A mirador is a Spanish term (from mirar) designating a lookout point or a place designed to offer extensive views of the surrounding area. In an architectural context, the term can refer to a tower, balcony, window, or other feature that offers wide views. The term is often applied to Moorish architecture, especially Nasrid architecture, to refer to an elevated room or platform that projects outwards from the rest of a building and offers 180-degree views through windows on three sides. The equivalent term in Arabic is bahw (بهو) or manāẓir/manẓar (منظر/ مناظر).
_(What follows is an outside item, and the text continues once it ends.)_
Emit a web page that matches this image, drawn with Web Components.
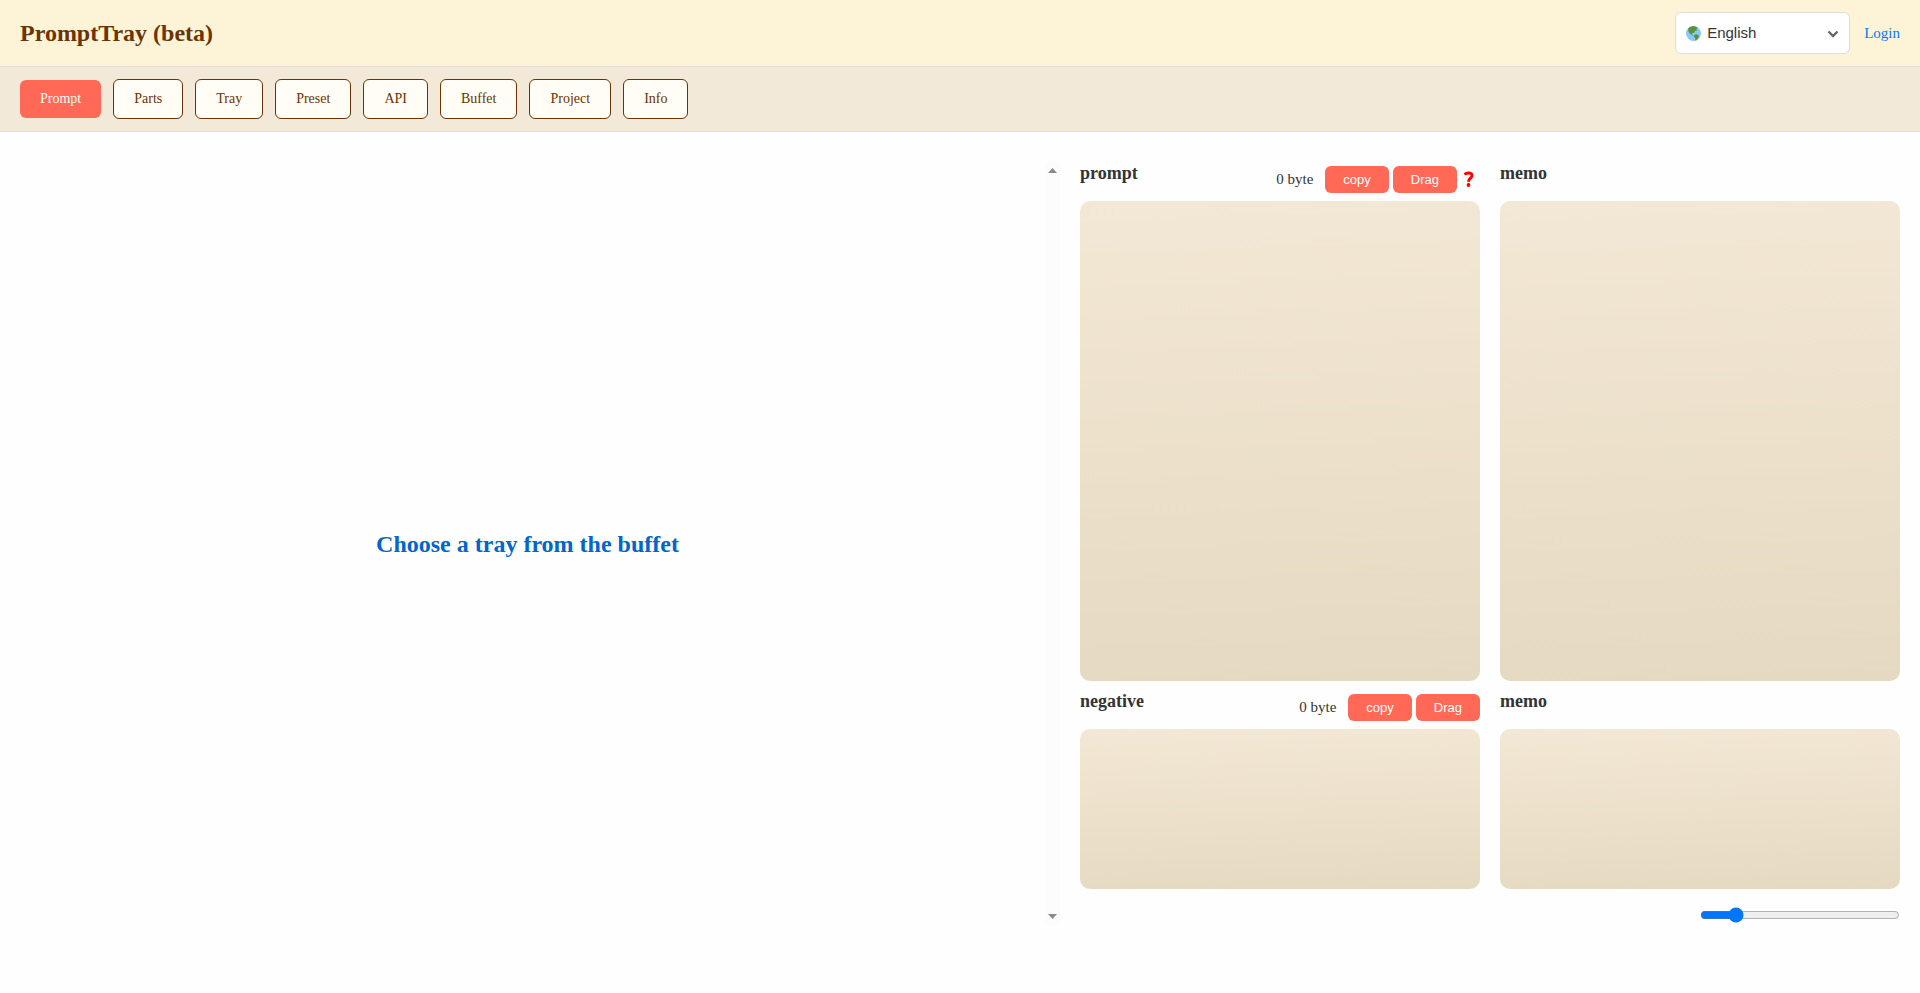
<!DOCTYPE html>
<html lang="en">
<head>
<meta charset="utf-8">
<title>PromptTray (beta)</title>
<style>
  body {
    margin: 0;
    min-height: 100vh;
    background: #fefefe;
    color: #333;
    font: 15px/24px "Liberation Serif", "Times New Roman", serif;
  }
</style>
</head>
<body>
<pt-app></pt-app>

<script>
  const define = (name, html, setup) => {
    const template = document.createElement('template');
    template.innerHTML = html;
    customElements.define(name, class extends HTMLElement {
      constructor() {
        super();
        this.attachShadow({ mode: 'open' }).append(template.content.cloneNode(true));
      }
      connectedCallback() {
        if (setup) setup(this, this.shadowRoot);
      }
    });
  };

  define('pt-language', `
    <style>
      :host { display: block; position: relative; }
      select {
        appearance: none;
        display: block;
        width: 175px;
        height: 42px;
        padding: 0 32px 2px 31px;
        border: 1px solid #ddd;
        border-radius: 6px;
        background: #fff;
        color: #333;
        font: 15px "Liberation Sans", Arial, sans-serif;
      }
      svg { position: absolute; pointer-events: none; }
      .globe { left: 11px; top: 14px; }
      .chevron { right: 11px; top: 16px; }
    </style>
    <select aria-label="Language"><option>English</option></select>
    <svg class="globe" width="15" height="15" viewBox="0 0 36 36"><circle cx="18" cy="18" r="18" fill="#88c9f9"/><path fill="#5c913b" d="M6 5C10 1 17 0 22 1L28 4L25 7L27 10L21 12L20 16L15 17L14 20L19 22L16 23L9 18L5 11ZM20 21L25 20L31 23L30 28L25 34L22 35L22 29L19 25Z"/></svg>
    <svg class="chevron" width="12" height="12" viewBox="0 0 12 12" fill="none" stroke="#666" stroke-width="2.400"><path d="M1.500 3.500L6 8l4.500-4.500"/></svg>
  `);

  define('pt-header', `
    <style>
      :host {
        display: flex; align-items: center; justify-content: space-between;
        padding: 12px 20px;
        border-bottom: 1px solid #ddd;
        background: #fdf3d7;
      }
      h1 { margin: 0; font-size: 24px; line-height: 36px; color: #6b3300; }
      div { display: flex; align-items: center; gap: 14px; }
      a { color: #007bff; text-decoration: none; }
    </style>
    <h1>PromptTray (beta)</h1>
    <div><pt-language></pt-language><a href="#login">Login</a></div>
  `);

  define('pt-tab', `
    <style>
      :host { display: block; }
      button {
        display: block;
        padding: 8px 20px;
        border: 1px solid #6b3300;
        border-radius: 6px;
        background: #fffdf6;
        color: #6b3300;
        font: 14px/22px "Liberation Serif", "Times New Roman", serif;
      }
      :host([active]) button { border: 0; background: #ff6955; color: #fffdf6; }
    </style>
    <button type="button"><slot></slot></button>
  `);

  define('pt-nav', `
    <style>
      :host { display: block; border-bottom: 1px solid #ddd; background: #f3e9d9; }
      nav { display: flex; align-items: center; gap: 12px; padding: 12px 20px; }
    </style>
    <nav><slot></slot></nav>
  `);

  define('pt-action', `
    <style>
      :host { display: block; }
      button {
        display: block;
        padding: 6px 18px;
        border: 0;
        border-radius: 6px;
        background: #ff6955;
        color: #fff;
        font: 13px/15px "Liberation Sans", Arial, sans-serif;
      }
    </style>
    <button type="button"><slot></slot></button>
  `);

  define('pt-field', `
    <style>
      :host { display: flex; flex-direction: column; min-width: 0; }
      header { display: flex; justify-content: space-between; height: 48px; }
      label { padding-top: 8px; font-size: 18px; font-weight: bold; }
      .tools { display: flex; align-items: center; gap: 4px; padding-top: 4px; }
      textarea {
        display: block; box-sizing: border-box; flex: 1;
        width: 100%; padding: 10px;
        border: 0; border-radius: 10px; resize: none;
        background: linear-gradient(178deg, #f3e8d5, #e5d9c1);
        color: #333;
        font: inherit;
      }
    </style>
    <header><label for="text"></label><div class="tools"><slot></slot></div></header>
    <textarea id="text"></textarea>
  `, (host, root) => { root.querySelector('label').textContent = host.getAttribute('label'); });

  define('pt-scrollbar', `
    <style>
      :host {
        display: flex; flex-direction: column; justify-content: space-between; align-items: center;
        box-sizing: border-box; width: 15px; padding: 6px 0; background: #fcfcfc;
      }
      svg { display: block; }
    </style>
    <svg width="9" height="5" viewBox="0 0 9 5" fill="#8b8b8b"><path d="M0 5L4.500 0L9 5Z"/></svg>
    <svg width="9" height="5" viewBox="0 0 9 5" fill="#8b8b8b"><path d="M0 0L4.500 5L9 0Z"/></svg>
  `);

  define('pt-tray', `
    <style>
      :host { display: flex; }
      div { display: flex; flex: 1; padding-left: 10px; overflow: auto; }
      h2 { margin: auto; color: #0066cc; font-size: 24px; line-height: 36px; }
    </style>
    <div><h2>Choose a tray from the buffet</h2></div>
    <pt-scrollbar></pt-scrollbar>
  `);

  define('pt-editor', `
    <style>
      :host { display: block; }
      .fields { display: grid; grid-template-columns: 1fr 1fr; grid-template-rows: 528px 208px; column-gap: 20px; }
      .count { margin-right: 8px; }
      .help { display: flex; padding: 0 5px 0 3px; }
      .size { display: flex; justify-content: flex-end; padding-top: 18px; }
      input { display: block; width: 200px; height: 16px; margin: 0; }
    </style>
    <div class="fields">
      <pt-field label="prompt">
        <span class="count">0 byte</span>
        <pt-action>copy</pt-action><pt-action>Drag</pt-action>
        <a class="help" href="#help" aria-label="Help"><svg width="11" height="16" viewBox="0 0 11 16" fill="none" stroke="#f00" stroke-width="3"><path d="M.6 3.600C2.500 1.200 8 1.200 8 4.600C8 7.400 4.500 7 4.500 10.800"/><circle cx="4.500" cy="14" r="1.900" fill="#f00" stroke="none"/></svg></a>
      </pt-field>
      <pt-field label="memo"></pt-field>
      <pt-field label="negative">
        <span class="count">0 byte</span>
        <pt-action>copy</pt-action><pt-action>Drag</pt-action>
      </pt-field>
      <pt-field label="memo"></pt-field>
    </div>
    <div class="size"><input type="range" min="0" max="100" value="15" aria-label="Tray size"></div>
  `);

  define('pt-app', `
    <style>
      :host { display: block; }
      main { display: grid; grid-template-columns: minmax(0, 1060fr) minmax(0, 820fr); gap: 20px; padding: 21px 20px 40px 0; }
      pt-tray { margin-top: 9px; height: 763px; }
    </style>
    <pt-header></pt-header>
    <pt-nav>
      <pt-tab active>Prompt</pt-tab><pt-tab>Parts</pt-tab><pt-tab>Tray</pt-tab><pt-tab>Preset</pt-tab>
      <pt-tab>API</pt-tab><pt-tab>Buffet</pt-tab><pt-tab>Project</pt-tab><pt-tab>Info</pt-tab>
    </pt-nav>
    <main><pt-tray></pt-tray><pt-editor></pt-editor></main>
  `);
</script>
</body>
</html>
In Moorish architecture the mirador is typically situated on the perimeter of a building and is aligned with its central axis. It is particularly characteristic of Nasrid architecture in al-Andalus (late 13th to 15th centuries), most notably in the palaces of the Alhambra. Scholar Arnold Felix traces the development of this feature to the combination of two pre-existing features in the architecture of al-Andalus and western North Africa: halls with views over gardens in earlier Moorish architecture, such as the 10th-century example of ar-Rummāniya (an Umayyad palatial country estate outside Córdoba), and rooms projecting from the edge or rear of fortified palaces, such as in the 11th-century Castle of Monteagudo (near Murcia) and Qal'at Bani Hammad (in Algeria). The earliest true examples of the Nasrid mirador are found in the Generalife Palace and the Palace of the Convent of San Francisco. The pinnacle of mirador design is the ornate Mirador of Lindaraja in the Palace of the Lions in the Alhambra.